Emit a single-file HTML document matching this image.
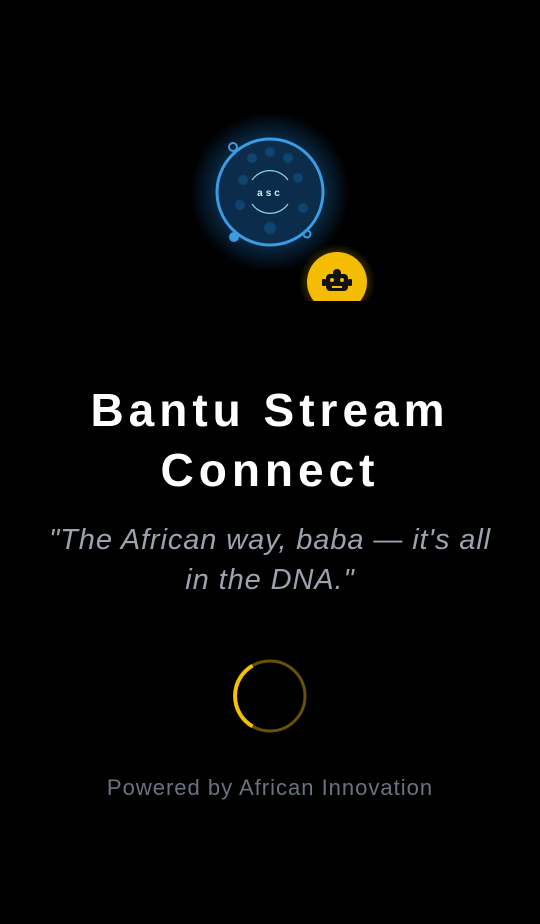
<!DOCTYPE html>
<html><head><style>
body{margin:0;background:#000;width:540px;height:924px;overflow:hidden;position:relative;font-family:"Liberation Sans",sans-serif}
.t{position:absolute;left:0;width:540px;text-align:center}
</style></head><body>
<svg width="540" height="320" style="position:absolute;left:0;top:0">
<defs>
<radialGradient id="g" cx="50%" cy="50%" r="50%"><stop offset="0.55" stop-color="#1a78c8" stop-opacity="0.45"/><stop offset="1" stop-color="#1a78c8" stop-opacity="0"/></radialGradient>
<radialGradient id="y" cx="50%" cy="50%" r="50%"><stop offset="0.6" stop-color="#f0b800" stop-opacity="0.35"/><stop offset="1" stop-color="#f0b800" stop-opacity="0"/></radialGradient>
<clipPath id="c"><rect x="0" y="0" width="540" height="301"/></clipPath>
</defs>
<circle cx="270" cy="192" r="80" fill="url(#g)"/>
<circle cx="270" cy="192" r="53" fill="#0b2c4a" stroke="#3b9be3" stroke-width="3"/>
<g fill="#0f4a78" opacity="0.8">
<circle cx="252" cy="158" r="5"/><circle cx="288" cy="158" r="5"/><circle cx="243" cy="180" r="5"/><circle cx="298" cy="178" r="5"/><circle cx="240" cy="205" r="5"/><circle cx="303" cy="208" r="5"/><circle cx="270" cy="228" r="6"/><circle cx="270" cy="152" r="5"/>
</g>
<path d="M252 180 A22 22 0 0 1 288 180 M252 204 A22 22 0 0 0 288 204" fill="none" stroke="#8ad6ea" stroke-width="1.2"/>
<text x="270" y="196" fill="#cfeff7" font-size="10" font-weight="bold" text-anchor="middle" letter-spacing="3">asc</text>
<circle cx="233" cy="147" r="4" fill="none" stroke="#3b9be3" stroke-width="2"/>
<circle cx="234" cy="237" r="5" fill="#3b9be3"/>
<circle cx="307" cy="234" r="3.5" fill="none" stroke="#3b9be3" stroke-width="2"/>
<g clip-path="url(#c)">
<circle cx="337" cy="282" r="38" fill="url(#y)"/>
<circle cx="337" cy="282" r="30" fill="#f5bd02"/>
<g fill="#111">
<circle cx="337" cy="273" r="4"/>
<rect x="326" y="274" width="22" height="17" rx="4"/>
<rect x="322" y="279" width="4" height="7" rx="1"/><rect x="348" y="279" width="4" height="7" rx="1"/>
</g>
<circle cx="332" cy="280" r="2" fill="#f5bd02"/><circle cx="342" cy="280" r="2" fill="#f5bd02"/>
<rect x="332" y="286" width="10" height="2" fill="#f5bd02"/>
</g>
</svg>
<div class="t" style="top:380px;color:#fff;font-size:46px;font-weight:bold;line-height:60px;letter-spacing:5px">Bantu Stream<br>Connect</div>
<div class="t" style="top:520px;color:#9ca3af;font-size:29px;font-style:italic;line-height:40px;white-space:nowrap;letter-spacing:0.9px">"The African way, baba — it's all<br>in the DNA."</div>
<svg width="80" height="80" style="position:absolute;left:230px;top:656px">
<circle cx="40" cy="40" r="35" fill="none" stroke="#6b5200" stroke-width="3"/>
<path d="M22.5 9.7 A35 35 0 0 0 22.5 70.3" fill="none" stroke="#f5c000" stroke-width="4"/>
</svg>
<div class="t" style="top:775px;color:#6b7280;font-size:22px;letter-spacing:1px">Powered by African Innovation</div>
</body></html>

DO THIS: Without including any picture, repeat the data exactly.

EXERCISE RESULT:
Emit a single-file HTML document matching this image.
<!DOCTYPE html>
<html><head><style>
body{margin:0;background:#000;width:540px;height:924px;overflow:hidden;position:relative;font-family:"Liberation Sans",sans-serif}
.t{position:absolute;left:0;width:540px;text-align:center}
</style></head><body>
<svg width="540" height="320" style="position:absolute;left:0;top:0">
<defs>
<radialGradient id="g" cx="50%" cy="50%" r="50%"><stop offset="0.55" stop-color="#1a78c8" stop-opacity="0.45"/><stop offset="1" stop-color="#1a78c8" stop-opacity="0"/></radialGradient>
<radialGradient id="y" cx="50%" cy="50%" r="50%"><stop offset="0.6" stop-color="#f0b800" stop-opacity="0.35"/><stop offset="1" stop-color="#f0b800" stop-opacity="0"/></radialGradient>
<clipPath id="c"><rect x="0" y="0" width="540" height="301"/></clipPath>
</defs>
<circle cx="270" cy="192" r="80" fill="url(#g)"/>
<circle cx="270" cy="192" r="53" fill="#0b2c4a" stroke="#3b9be3" stroke-width="3"/>
<g fill="#0f4a78" opacity="0.8">
<circle cx="252" cy="158" r="5"/><circle cx="288" cy="158" r="5"/><circle cx="243" cy="180" r="5"/><circle cx="298" cy="178" r="5"/><circle cx="240" cy="205" r="5"/><circle cx="303" cy="208" r="5"/><circle cx="270" cy="228" r="6"/><circle cx="270" cy="152" r="5"/>
</g>
<path d="M252 180 A22 22 0 0 1 288 180 M252 204 A22 22 0 0 0 288 204" fill="none" stroke="#8ad6ea" stroke-width="1.2"/>
<text x="270" y="196" fill="#cfeff7" font-size="10" font-weight="bold" text-anchor="middle" letter-spacing="3">asc</text>
<circle cx="233" cy="147" r="4" fill="none" stroke="#3b9be3" stroke-width="2"/>
<circle cx="234" cy="237" r="5" fill="#3b9be3"/>
<circle cx="307" cy="234" r="3.5" fill="none" stroke="#3b9be3" stroke-width="2"/>
<g clip-path="url(#c)">
<circle cx="337" cy="282" r="38" fill="url(#y)"/>
<circle cx="337" cy="282" r="30" fill="#f5bd02"/>
<g fill="#111">
<circle cx="337" cy="273" r="4"/>
<rect x="326" y="274" width="22" height="17" rx="4"/>
<rect x="322" y="279" width="4" height="7" rx="1"/><rect x="348" y="279" width="4" height="7" rx="1"/>
</g>
<circle cx="332" cy="280" r="2" fill="#f5bd02"/><circle cx="342" cy="280" r="2" fill="#f5bd02"/>
<rect x="332" y="286" width="10" height="2" fill="#f5bd02"/>
</g>
</svg>
<div class="t" style="top:380px;color:#fff;font-size:46px;font-weight:bold;line-height:60px;letter-spacing:5px">Bantu Stream<br>Connect</div>
<div class="t" style="top:520px;color:#9ca3af;font-size:29px;font-style:italic;line-height:40px;white-space:nowrap;letter-spacing:0.9px">"The African way, baba — it's all<br>in the DNA."</div>
<svg width="80" height="80" style="position:absolute;left:230px;top:656px">
<circle cx="40" cy="40" r="35" fill="none" stroke="#6b5200" stroke-width="3"/>
<path d="M22.5 9.7 A35 35 0 0 0 22.5 70.3" fill="none" stroke="#f5c000" stroke-width="4"/>
</svg>
<div class="t" style="top:775px;color:#6b7280;font-size:22px;letter-spacing:1px">Powered by African Innovation</div>
</body></html>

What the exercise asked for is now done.